Report all lines holding "with".
------------
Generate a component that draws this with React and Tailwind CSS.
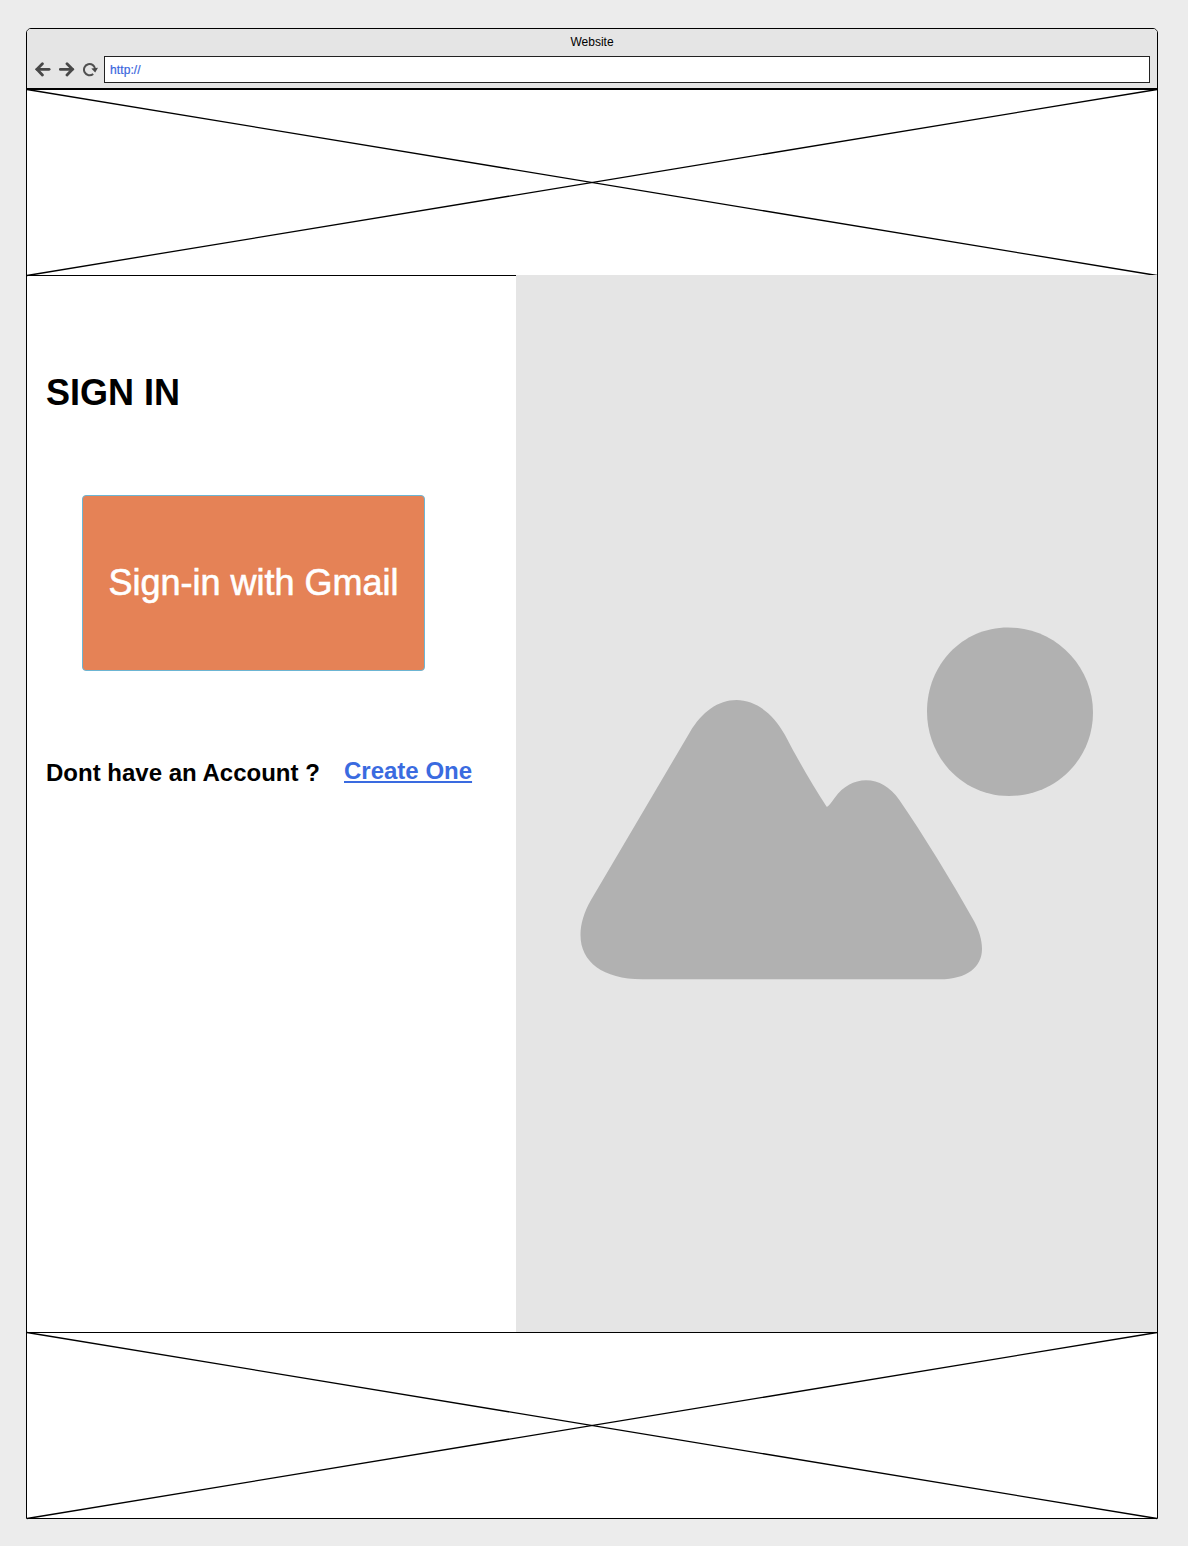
function BackIcon() {
  return (
    <svg width="16" height="16" viewBox="0 0 16 16" fill="none" stroke="#484848" strokeWidth="2.8" strokeLinecap="round">
      <path d="M2 7.3H14.1" />
      <path d="M7.4 1.7L1.9 7.3L7.4 12.9" />
    </svg>
  );
}

function ForwardIcon() {
  return (
    <svg width="16" height="16" viewBox="0 0 16 16" fill="none" stroke="#484848" strokeWidth="2.8" strokeLinecap="round">
      <path d="M1.3 7.3H13.4" />
      <path d="M8 1.7L13.5 7.3L8 12.9" />
    </svg>
  );
}

function ReloadIcon() {
  return (
    <svg width="16" height="16" viewBox="0 0 16 16" fill="none">
      <path d="M10.2 12A5.6 5.6 0 1 1 12.2 7.4" stroke="#505050" strokeWidth="2" />
      <path d="M8.3 6.4L15 5.8L12.2 10.6Z" fill="#484848" />
    </svg>
  );
}

function CrossedBox() {
  return (
    <svg className="block h-full w-full overflow-visible" viewBox="0 0 1130 185" preserveAspectRatio="none">
      <path d="M0 -0.5L1130 185.5M0 185.5L1130 -0.5" stroke="#000" strokeWidth="1.3" />
    </svg>
  );
}

function BrowserBar() {
  return (
    <header className="h-[61px] shrink-0 rounded-t-[4px] border-b-2 border-black bg-[#e5e5e5]">
      <div className="flex h-[27px] items-center justify-center text-[12px] leading-[26px]">
        <span className="pb-[2px]">Website</span>
      </div>
      <div className="flex h-[27px] items-center gap-2 pr-[7px] pl-[8px]">
        <BackIcon />
        <ForwardIcon />
        <ReloadIcon />
        <div className="-ml-[3px] flex h-[27px] flex-1 items-center border border-[#222] bg-white pl-[5px] text-[12px] tracking-[0.1px] text-[#3a66dd] [-webkit-text-stroke:0.2px_#3a66dd]">
          http://
        </div>
      </div>
    </header>
  );
}

function SignIn() {
  return (
    <section className="w-[489px] border-t border-black pl-[19px]">
      <h1 className="mt-[96px] text-[36px] leading-[42px] font-bold">SIGN IN</h1>
      <button className="mt-[81px] ml-[36px] block h-[176px] w-[343px] rounded-[4px] border border-[#6cb5d3] bg-[#e58256] text-[36px] whitespace-nowrap text-white [-webkit-text-stroke:0.6px_white]">
        Sign-in with Gmail
      </button>
      <div className="mt-[86px] flex items-start text-[24px] leading-[28px] font-bold whitespace-nowrap">
        <p className="mt-[2px] w-[298px]">Dont have an Account ?</p>
        <a href="#create" className="text-[#3a6be0] underline decoration-2 underline-offset-[2px]">
          Create One
        </a>
      </div>
    </section>
  );
}

function ImagePlaceholder() {
  return (
    <div className="flex-1 bg-[#e5e5e5]">
      <svg className="block h-full w-full" viewBox="516 275 641 1057" fill="#b1b1b1">
        <path d="M927 711.5C927 665 962 627.500 1008 627.500C1055 627.500 1093 666 1093 712.500C1093 759 1056 796 1009 796C963 796 927 758 927 711.500Z" />
        <path d="M690 732C702 712 718 700 736.500 700C755 700 773 713 785 735C798 760 812 784 826.500 806.500Q827 807 828 806.300C831 803.500 833 800 835 797.500C843 786.500 854 780.300 866 780.300C879 780.300 890 787 899 799.500C924 836 951 880 974 921C979 930 982 940 982 949C982 967 967 979.300 940 979.300H642C603 979 580.500 962 580.500 935C580.500 924 584 912 591 900Z" />
      </svg>
    </div>
  );
}

export default function App() {
  return (
    <div className="h-[1546px] w-[1188px] bg-[#ececec] pt-[28px] pl-[26px] font-['Liberation_Sans',Arial,sans-serif] text-black">
      <div className="flex h-[1491px] w-[1132px] flex-col rounded-t-[5px] border border-black bg-white">
        <BrowserBar />
        <div className="h-[185px] shrink-0">
          <CrossedBox />
        </div>
        <main className="relative flex h-[1057px] shrink-0">
          <SignIn />
          <ImagePlaceholder />
        </main>
        <footer className="h-[186px] shrink-0 border-t border-black">
          <CrossedBox />
        </footer>
      </div>
    </div>
  );
}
------------
» **Correct response**
Generate a component that draws this with React and Tailwind CSS.
        Sign-in with Gmail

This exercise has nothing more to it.